-- START OF LISTED RECORDS --

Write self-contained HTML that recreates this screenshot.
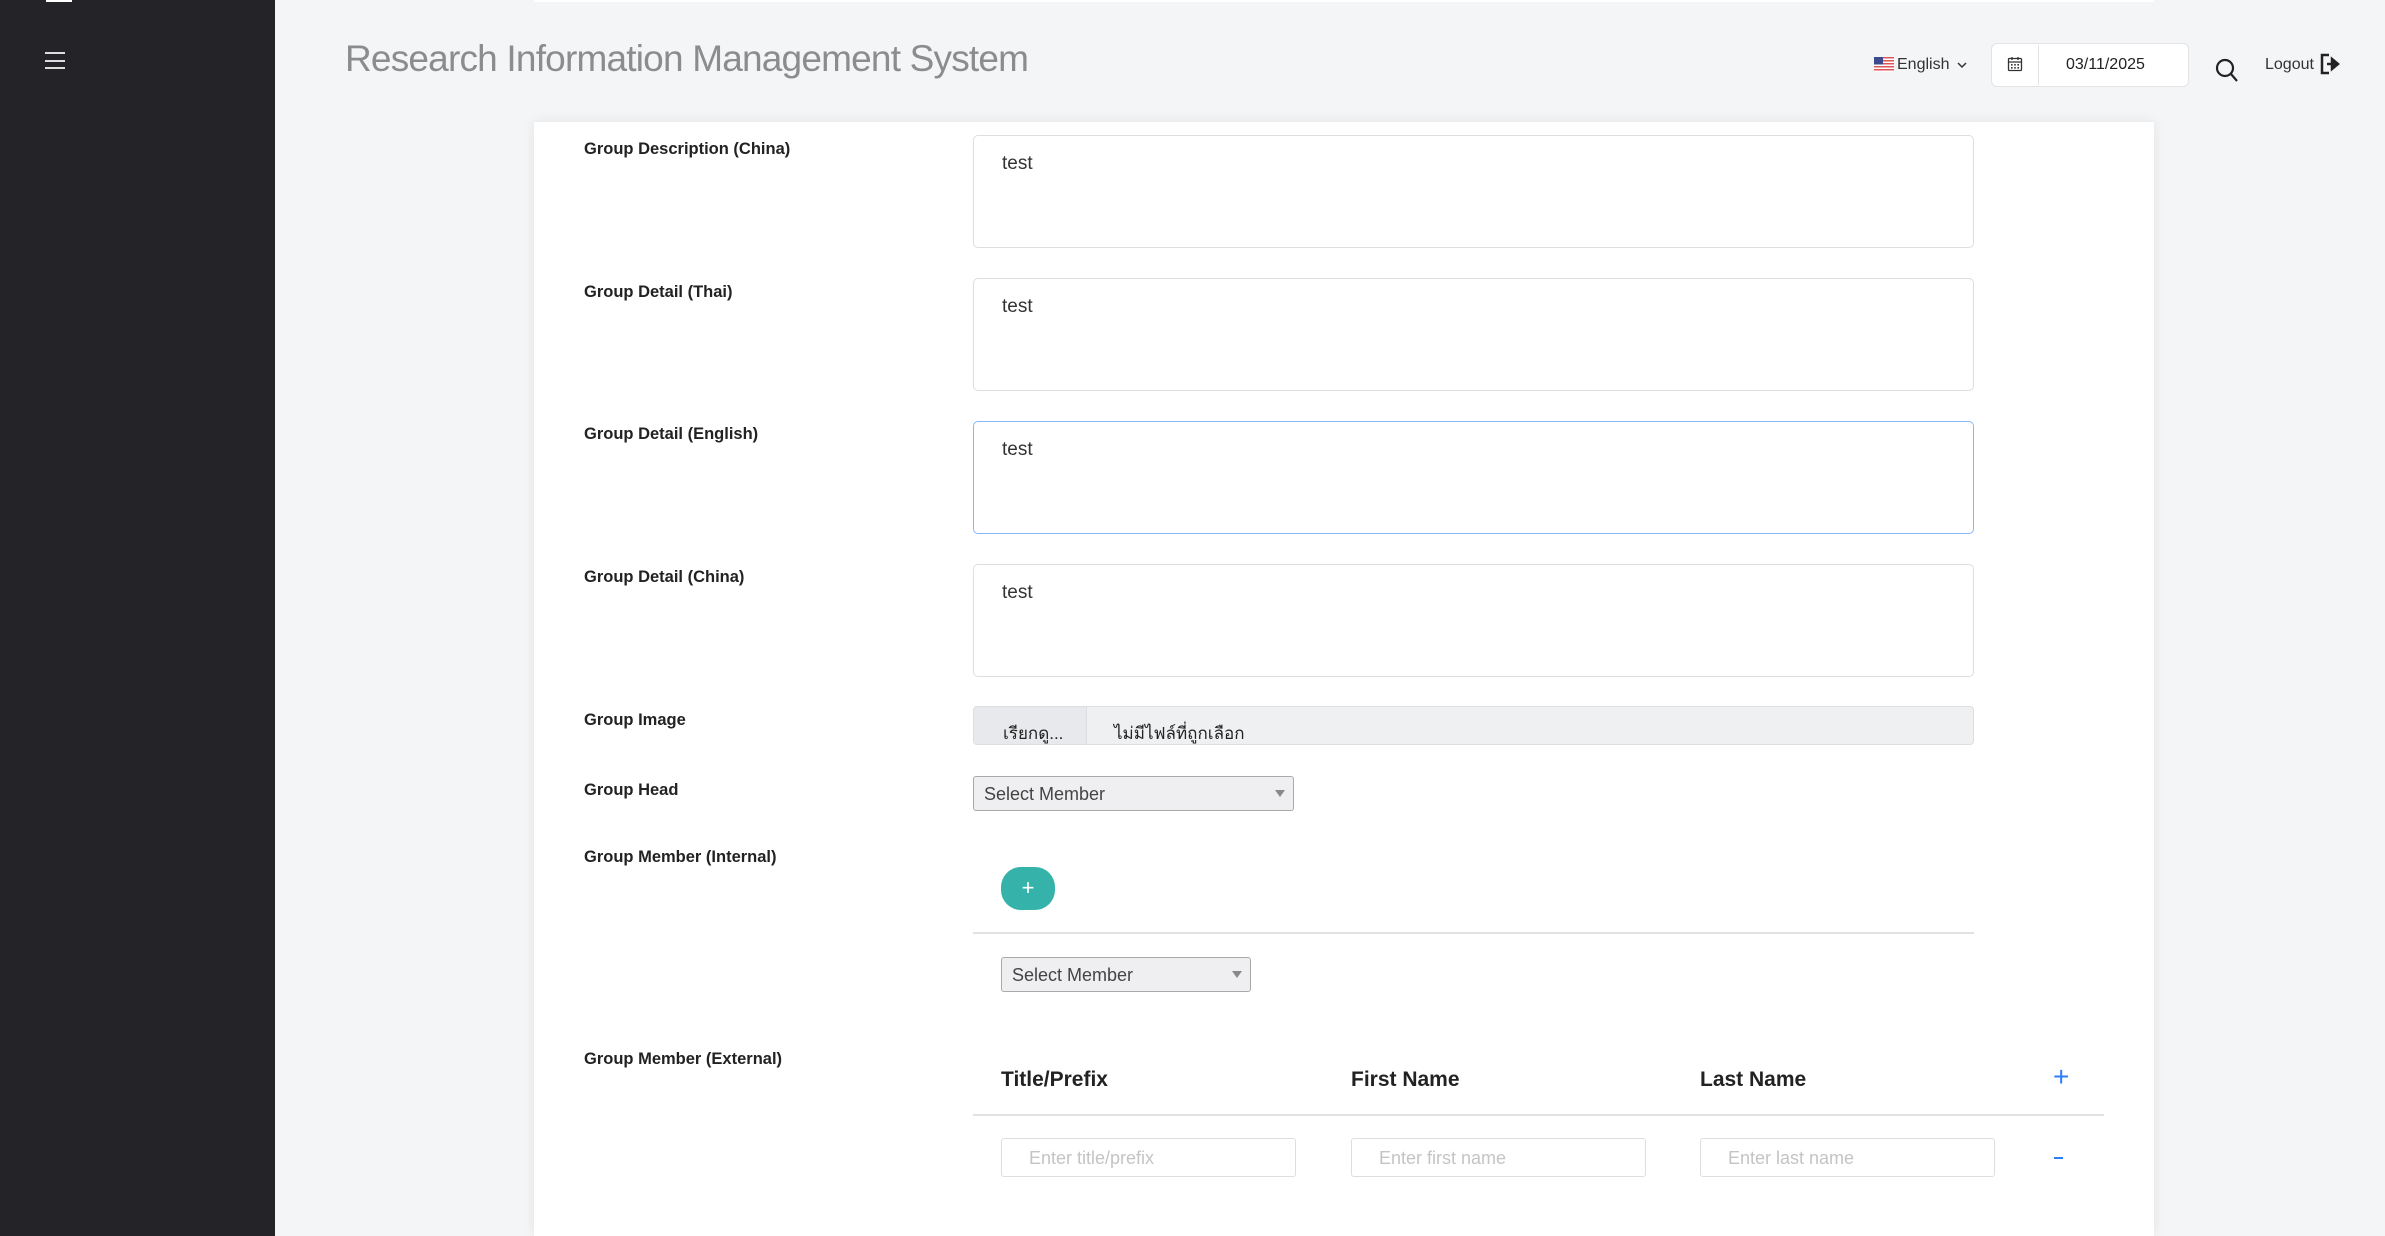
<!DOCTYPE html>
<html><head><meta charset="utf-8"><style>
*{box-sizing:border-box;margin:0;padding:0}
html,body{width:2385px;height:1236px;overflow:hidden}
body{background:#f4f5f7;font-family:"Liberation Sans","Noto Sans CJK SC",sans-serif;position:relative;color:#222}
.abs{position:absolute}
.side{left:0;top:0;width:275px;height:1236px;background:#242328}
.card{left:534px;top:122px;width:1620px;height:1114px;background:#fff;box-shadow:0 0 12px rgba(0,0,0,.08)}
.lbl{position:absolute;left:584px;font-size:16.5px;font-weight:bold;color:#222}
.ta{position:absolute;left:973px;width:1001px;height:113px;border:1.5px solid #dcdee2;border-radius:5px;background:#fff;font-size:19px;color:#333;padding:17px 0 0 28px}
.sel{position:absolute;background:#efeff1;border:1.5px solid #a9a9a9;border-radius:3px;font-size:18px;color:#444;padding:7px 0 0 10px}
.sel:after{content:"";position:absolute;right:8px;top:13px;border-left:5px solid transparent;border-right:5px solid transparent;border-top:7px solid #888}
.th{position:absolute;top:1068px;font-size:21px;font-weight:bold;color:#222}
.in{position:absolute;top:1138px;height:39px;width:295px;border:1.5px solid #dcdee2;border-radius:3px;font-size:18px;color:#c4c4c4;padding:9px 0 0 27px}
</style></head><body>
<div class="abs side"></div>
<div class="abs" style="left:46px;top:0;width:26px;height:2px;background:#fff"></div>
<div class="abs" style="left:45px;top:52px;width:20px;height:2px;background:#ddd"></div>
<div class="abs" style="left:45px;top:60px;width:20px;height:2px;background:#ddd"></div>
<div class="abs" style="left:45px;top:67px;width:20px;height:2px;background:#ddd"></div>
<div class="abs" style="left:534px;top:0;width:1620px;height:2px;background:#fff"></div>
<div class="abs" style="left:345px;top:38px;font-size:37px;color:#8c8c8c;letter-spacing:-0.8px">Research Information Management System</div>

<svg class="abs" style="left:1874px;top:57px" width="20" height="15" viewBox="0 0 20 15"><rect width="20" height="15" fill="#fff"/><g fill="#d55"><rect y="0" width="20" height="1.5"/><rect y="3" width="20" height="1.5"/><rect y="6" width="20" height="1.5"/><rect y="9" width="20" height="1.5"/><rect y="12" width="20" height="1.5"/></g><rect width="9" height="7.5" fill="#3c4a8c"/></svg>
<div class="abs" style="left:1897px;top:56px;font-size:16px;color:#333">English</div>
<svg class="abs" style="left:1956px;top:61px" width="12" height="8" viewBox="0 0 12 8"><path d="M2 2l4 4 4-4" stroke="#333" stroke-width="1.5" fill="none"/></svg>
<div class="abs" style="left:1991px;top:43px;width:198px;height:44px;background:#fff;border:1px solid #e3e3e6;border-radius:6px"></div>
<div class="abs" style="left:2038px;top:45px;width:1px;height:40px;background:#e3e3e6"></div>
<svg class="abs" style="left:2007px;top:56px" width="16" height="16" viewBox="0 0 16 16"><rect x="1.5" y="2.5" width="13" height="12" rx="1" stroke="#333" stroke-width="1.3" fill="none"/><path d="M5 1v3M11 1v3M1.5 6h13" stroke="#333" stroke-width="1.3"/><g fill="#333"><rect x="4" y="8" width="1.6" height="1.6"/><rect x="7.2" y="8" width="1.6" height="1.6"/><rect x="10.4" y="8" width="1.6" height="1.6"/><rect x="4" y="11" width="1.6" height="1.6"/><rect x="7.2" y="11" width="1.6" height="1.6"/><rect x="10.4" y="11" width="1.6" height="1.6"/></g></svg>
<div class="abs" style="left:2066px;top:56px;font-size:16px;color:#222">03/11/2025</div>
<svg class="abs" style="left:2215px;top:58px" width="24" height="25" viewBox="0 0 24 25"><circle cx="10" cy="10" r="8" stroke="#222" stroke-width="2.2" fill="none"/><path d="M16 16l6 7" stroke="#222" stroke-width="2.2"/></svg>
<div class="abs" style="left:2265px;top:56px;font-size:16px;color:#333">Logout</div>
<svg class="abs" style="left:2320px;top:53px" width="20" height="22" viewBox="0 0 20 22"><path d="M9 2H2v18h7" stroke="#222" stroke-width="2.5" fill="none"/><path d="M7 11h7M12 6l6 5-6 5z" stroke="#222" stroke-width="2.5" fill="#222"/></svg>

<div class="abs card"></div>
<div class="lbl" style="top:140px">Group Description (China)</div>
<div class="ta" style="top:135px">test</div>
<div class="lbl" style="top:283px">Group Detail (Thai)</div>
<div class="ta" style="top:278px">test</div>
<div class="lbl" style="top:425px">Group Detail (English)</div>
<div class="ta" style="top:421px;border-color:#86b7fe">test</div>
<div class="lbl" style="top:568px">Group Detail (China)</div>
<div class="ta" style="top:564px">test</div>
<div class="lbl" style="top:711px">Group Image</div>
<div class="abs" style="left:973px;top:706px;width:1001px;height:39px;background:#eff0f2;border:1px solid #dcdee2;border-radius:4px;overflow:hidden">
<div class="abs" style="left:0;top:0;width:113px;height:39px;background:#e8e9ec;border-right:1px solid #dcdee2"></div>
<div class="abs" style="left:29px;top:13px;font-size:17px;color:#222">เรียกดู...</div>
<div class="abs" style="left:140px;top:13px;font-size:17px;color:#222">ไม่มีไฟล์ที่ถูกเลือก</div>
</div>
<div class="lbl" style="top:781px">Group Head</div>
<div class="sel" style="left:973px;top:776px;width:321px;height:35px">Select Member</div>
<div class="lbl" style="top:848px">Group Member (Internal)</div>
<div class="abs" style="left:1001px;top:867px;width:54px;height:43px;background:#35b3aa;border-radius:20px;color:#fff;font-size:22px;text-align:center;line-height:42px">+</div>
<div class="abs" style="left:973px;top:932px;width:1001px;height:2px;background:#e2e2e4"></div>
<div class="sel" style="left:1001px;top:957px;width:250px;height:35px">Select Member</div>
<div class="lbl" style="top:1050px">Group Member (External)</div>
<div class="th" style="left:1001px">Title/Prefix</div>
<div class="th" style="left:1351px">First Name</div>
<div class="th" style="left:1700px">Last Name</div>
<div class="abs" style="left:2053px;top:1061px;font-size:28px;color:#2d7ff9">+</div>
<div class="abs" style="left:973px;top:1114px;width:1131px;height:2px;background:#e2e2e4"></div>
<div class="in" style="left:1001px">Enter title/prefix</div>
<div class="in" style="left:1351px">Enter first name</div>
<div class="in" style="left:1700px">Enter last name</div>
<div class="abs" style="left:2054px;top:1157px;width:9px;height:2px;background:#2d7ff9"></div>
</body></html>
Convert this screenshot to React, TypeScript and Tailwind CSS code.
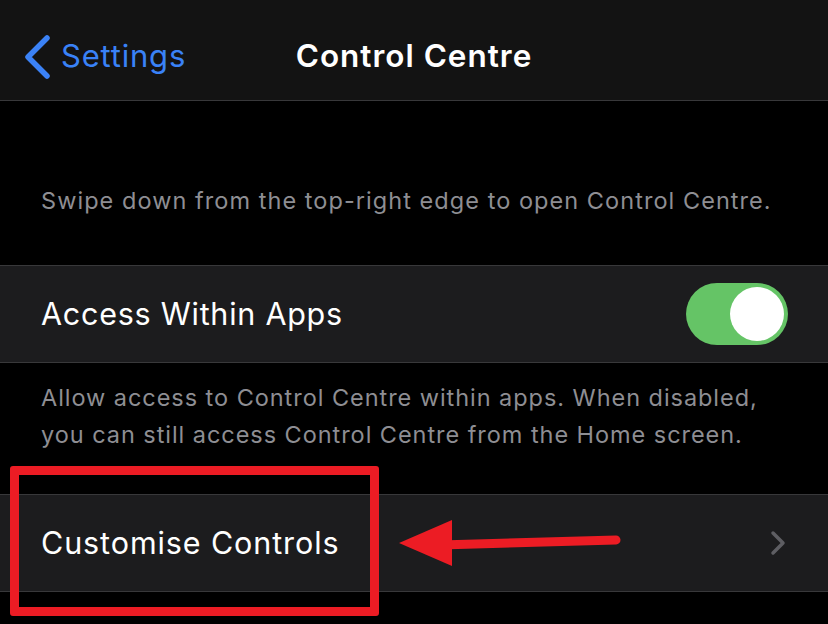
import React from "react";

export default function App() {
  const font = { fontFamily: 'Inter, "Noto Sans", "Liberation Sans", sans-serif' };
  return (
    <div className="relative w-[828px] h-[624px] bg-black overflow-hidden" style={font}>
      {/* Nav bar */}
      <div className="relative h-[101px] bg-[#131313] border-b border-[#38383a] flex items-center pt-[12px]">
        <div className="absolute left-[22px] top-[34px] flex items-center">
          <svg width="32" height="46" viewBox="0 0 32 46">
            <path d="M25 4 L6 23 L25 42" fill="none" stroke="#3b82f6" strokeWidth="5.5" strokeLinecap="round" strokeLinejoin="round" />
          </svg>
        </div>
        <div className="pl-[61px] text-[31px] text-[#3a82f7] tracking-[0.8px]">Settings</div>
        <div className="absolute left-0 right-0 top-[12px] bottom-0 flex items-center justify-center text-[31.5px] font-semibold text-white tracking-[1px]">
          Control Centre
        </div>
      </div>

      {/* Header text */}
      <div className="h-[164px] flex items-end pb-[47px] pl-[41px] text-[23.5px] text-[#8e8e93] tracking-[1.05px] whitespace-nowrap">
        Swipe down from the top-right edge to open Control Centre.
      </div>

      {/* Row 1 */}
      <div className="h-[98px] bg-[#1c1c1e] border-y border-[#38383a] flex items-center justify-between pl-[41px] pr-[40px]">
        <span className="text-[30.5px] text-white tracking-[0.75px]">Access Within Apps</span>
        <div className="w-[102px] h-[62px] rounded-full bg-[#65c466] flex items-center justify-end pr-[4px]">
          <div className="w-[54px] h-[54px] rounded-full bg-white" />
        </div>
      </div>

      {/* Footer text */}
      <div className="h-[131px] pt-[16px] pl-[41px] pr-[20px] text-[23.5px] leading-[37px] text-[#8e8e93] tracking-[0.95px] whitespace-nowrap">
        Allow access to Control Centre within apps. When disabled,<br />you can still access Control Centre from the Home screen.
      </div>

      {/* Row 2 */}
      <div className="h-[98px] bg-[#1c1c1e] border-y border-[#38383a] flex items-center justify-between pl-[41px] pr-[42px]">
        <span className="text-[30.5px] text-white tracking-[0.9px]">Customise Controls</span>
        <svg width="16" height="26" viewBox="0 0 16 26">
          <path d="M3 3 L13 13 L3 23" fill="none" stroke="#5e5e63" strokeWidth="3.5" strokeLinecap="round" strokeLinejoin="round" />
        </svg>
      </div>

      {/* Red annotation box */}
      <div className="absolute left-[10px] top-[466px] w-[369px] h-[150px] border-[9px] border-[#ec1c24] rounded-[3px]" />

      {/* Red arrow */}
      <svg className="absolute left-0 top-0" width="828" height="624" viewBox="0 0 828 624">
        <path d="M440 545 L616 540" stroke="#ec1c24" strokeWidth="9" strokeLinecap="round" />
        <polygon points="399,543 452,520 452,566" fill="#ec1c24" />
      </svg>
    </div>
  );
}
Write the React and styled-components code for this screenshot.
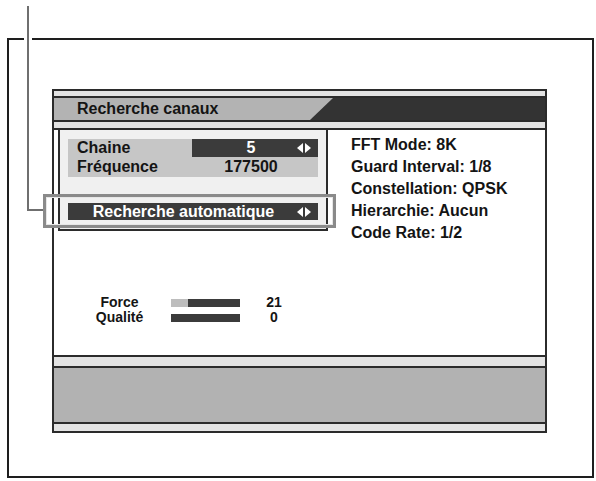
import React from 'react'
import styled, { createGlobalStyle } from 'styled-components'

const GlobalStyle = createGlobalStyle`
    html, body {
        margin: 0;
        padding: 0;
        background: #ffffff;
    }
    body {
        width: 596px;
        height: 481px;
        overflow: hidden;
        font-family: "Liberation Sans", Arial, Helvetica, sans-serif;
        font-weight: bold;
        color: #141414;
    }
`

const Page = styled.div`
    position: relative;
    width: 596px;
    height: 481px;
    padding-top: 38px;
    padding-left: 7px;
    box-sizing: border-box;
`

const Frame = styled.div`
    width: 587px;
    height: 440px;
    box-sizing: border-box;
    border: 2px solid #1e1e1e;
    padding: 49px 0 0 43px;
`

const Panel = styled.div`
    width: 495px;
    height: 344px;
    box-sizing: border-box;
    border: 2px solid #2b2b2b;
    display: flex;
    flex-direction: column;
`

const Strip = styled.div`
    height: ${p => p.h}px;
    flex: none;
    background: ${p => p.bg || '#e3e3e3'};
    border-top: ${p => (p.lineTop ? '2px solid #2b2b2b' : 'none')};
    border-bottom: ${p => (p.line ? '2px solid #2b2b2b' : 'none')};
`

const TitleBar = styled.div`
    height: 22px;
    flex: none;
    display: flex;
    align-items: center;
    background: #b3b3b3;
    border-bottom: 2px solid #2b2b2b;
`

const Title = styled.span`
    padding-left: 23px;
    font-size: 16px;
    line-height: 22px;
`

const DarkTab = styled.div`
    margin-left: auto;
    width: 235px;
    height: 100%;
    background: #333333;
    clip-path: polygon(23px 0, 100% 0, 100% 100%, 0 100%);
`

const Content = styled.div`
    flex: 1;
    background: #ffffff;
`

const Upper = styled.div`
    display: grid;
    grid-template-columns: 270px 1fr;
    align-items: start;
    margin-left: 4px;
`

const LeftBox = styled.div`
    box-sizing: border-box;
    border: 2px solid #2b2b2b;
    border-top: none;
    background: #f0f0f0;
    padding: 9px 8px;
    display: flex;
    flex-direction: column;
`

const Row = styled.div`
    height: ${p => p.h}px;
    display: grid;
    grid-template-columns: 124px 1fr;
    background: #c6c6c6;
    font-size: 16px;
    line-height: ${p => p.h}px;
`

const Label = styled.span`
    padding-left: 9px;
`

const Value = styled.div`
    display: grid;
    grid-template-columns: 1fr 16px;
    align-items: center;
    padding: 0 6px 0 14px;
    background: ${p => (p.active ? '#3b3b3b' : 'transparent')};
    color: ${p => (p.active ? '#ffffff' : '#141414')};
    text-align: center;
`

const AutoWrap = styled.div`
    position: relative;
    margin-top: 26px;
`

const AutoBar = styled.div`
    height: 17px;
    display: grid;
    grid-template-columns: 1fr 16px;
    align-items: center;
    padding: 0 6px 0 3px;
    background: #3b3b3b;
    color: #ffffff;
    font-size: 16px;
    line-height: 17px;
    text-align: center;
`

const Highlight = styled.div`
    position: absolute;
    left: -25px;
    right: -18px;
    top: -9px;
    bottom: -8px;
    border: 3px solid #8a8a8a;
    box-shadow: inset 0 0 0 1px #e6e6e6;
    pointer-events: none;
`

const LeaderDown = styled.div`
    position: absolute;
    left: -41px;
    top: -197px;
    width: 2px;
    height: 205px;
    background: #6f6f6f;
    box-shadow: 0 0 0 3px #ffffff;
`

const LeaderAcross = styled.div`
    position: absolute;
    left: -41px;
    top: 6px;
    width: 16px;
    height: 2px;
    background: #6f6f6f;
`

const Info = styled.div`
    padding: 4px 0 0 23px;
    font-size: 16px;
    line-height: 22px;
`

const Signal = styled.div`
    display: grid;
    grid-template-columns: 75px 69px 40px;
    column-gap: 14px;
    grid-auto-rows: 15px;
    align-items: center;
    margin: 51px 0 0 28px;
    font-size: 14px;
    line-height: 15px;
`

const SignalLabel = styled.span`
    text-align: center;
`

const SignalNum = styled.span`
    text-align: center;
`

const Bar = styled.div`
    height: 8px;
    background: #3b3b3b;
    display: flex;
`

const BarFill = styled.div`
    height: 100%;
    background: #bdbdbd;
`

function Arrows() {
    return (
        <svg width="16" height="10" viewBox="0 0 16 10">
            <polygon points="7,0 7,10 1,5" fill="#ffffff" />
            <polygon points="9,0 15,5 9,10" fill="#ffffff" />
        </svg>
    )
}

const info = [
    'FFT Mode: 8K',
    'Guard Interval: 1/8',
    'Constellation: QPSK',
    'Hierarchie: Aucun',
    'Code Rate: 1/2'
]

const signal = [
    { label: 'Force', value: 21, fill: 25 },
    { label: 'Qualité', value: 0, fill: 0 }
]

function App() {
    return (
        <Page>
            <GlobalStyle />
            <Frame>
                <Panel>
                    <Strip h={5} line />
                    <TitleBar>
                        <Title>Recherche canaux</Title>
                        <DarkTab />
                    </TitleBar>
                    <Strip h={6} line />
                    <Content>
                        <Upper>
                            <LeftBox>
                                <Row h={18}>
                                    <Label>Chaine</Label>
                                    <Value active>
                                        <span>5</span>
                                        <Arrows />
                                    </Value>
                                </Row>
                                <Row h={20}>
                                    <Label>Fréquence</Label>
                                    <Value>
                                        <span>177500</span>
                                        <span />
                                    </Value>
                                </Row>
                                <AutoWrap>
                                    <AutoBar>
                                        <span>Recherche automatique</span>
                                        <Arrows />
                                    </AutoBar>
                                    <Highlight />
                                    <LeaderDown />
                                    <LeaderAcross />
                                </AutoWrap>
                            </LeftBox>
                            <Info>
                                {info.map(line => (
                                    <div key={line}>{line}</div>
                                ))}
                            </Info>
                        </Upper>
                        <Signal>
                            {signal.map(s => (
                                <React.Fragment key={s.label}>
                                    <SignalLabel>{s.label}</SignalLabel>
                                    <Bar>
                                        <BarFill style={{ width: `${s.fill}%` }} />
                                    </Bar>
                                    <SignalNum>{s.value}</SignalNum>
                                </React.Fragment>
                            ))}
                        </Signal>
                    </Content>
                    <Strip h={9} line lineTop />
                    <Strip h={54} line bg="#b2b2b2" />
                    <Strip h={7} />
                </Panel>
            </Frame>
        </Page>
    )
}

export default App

-- END OF LISTED RECORDS --

• **EXERCISE INSTRUCTIONS**
From the entries above, copy every line that holds the word "Write".

• **SOLUTION TO THIS EXERCISE**
Write self-contained HTML that recreates this screenshot.
Write the React and styled-components code for this screenshot.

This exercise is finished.